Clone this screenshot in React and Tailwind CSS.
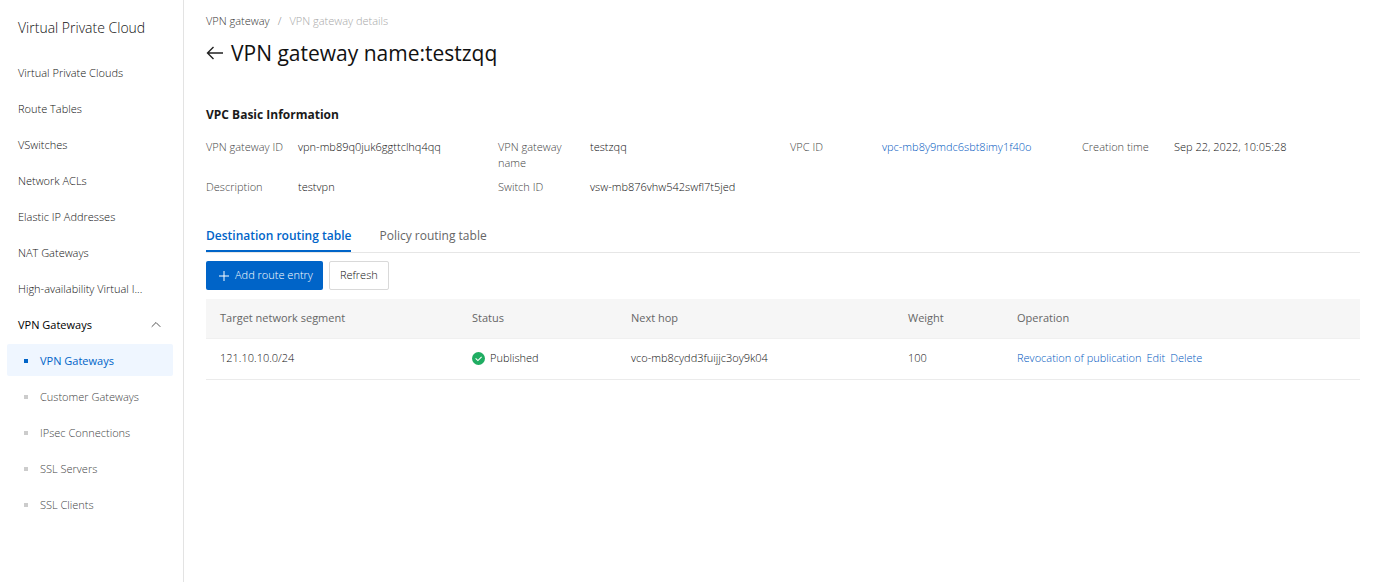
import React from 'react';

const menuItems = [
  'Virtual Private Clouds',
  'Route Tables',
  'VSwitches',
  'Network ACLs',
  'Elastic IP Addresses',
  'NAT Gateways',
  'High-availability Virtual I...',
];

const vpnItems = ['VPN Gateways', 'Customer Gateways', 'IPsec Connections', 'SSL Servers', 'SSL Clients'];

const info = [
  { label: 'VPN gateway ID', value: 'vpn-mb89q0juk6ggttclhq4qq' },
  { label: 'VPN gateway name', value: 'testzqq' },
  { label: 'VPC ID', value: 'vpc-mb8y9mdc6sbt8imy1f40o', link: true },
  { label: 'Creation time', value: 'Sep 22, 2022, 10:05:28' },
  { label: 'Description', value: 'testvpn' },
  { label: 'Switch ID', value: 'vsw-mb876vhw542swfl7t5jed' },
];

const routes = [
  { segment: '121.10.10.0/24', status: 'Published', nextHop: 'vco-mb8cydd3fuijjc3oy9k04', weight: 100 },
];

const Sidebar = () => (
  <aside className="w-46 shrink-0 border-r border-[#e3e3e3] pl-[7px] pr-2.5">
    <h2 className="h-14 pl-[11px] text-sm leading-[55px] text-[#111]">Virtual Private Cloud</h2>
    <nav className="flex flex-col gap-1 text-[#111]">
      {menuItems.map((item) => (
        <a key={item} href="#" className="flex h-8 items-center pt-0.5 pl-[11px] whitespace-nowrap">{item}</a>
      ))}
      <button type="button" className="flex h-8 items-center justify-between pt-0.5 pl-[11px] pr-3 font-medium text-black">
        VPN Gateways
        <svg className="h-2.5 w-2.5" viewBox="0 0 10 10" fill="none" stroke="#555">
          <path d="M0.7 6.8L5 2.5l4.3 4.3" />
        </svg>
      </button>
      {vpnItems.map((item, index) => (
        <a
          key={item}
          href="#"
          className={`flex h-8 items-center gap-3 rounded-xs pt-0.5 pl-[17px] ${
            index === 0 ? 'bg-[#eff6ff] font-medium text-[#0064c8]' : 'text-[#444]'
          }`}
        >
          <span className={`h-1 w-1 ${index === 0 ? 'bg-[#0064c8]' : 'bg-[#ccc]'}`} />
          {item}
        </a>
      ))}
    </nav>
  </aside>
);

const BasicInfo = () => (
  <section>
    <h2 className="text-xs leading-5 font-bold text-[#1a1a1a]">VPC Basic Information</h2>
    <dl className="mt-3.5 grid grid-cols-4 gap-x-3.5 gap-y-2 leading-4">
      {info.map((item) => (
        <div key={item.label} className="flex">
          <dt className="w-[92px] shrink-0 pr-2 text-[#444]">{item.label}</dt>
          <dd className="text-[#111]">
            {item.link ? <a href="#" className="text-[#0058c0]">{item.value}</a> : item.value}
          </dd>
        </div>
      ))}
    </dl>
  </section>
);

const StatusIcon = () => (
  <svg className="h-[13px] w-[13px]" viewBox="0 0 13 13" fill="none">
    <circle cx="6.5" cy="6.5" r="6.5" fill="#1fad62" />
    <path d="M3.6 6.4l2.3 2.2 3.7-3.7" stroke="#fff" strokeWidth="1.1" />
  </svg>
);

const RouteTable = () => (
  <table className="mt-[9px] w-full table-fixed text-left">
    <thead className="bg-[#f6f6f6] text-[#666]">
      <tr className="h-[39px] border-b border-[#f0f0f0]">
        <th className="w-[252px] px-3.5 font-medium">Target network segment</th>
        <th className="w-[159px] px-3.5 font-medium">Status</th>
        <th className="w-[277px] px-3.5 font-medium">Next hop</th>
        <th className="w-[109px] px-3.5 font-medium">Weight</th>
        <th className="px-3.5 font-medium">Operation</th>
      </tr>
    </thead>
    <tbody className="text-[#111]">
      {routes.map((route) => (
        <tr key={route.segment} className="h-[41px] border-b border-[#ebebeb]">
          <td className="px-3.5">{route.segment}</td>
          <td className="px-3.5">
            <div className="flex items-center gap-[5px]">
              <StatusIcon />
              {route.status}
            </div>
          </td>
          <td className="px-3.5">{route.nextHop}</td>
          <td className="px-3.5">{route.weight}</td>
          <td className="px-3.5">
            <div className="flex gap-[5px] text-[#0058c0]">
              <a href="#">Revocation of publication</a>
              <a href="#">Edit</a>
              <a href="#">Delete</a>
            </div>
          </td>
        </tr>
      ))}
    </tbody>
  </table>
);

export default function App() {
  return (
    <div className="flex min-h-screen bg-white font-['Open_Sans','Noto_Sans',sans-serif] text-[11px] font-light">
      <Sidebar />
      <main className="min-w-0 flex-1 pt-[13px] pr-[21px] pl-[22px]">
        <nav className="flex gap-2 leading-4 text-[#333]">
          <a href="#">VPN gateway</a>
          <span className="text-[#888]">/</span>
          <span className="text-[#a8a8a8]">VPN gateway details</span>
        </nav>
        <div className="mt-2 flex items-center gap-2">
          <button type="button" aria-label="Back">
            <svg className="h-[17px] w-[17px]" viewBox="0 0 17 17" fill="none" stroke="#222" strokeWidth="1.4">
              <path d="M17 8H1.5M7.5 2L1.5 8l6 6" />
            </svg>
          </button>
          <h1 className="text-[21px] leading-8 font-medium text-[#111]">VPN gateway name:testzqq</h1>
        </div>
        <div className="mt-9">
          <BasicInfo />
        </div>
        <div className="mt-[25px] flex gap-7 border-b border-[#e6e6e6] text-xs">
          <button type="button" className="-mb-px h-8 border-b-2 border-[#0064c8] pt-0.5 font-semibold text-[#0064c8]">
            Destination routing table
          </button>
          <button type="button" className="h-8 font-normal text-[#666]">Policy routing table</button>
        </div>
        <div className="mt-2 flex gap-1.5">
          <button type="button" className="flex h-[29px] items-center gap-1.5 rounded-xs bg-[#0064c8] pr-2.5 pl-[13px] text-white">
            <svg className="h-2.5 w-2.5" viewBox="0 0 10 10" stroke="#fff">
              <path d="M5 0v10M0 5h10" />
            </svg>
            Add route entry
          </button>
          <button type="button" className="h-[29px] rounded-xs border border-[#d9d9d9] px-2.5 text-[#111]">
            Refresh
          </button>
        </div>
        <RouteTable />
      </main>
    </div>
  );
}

--

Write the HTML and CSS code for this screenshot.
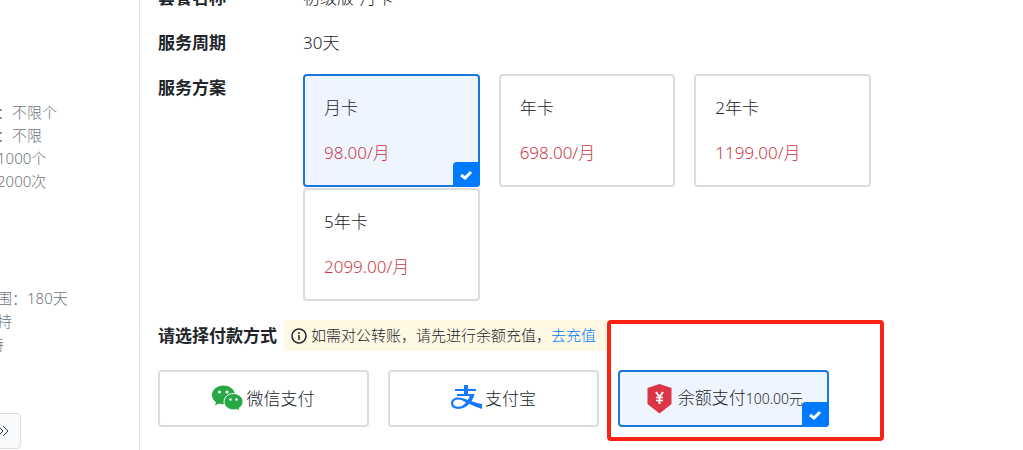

Stated exercise
Look above and copy only the lines from the one holding "Clone this screenshot" to the one holding "const vpnItems = ['VPN", both included, exactly, minus the pictures.

Written solution
Clone this screenshot in React and Tailwind CSS.
import React from 'react';

const menuItems = [
  'Virtual Private Clouds',
  'Route Tables',
  'VSwitches',
  'Network ACLs',
  'Elastic IP Addresses',
  'NAT Gateways',
  'High-availability Virtual I...',
];

const vpnItems = ['VPN Gateways', 'Customer Gateways', 'IPsec Connections', 'SSL Servers', 'SSL Clients'];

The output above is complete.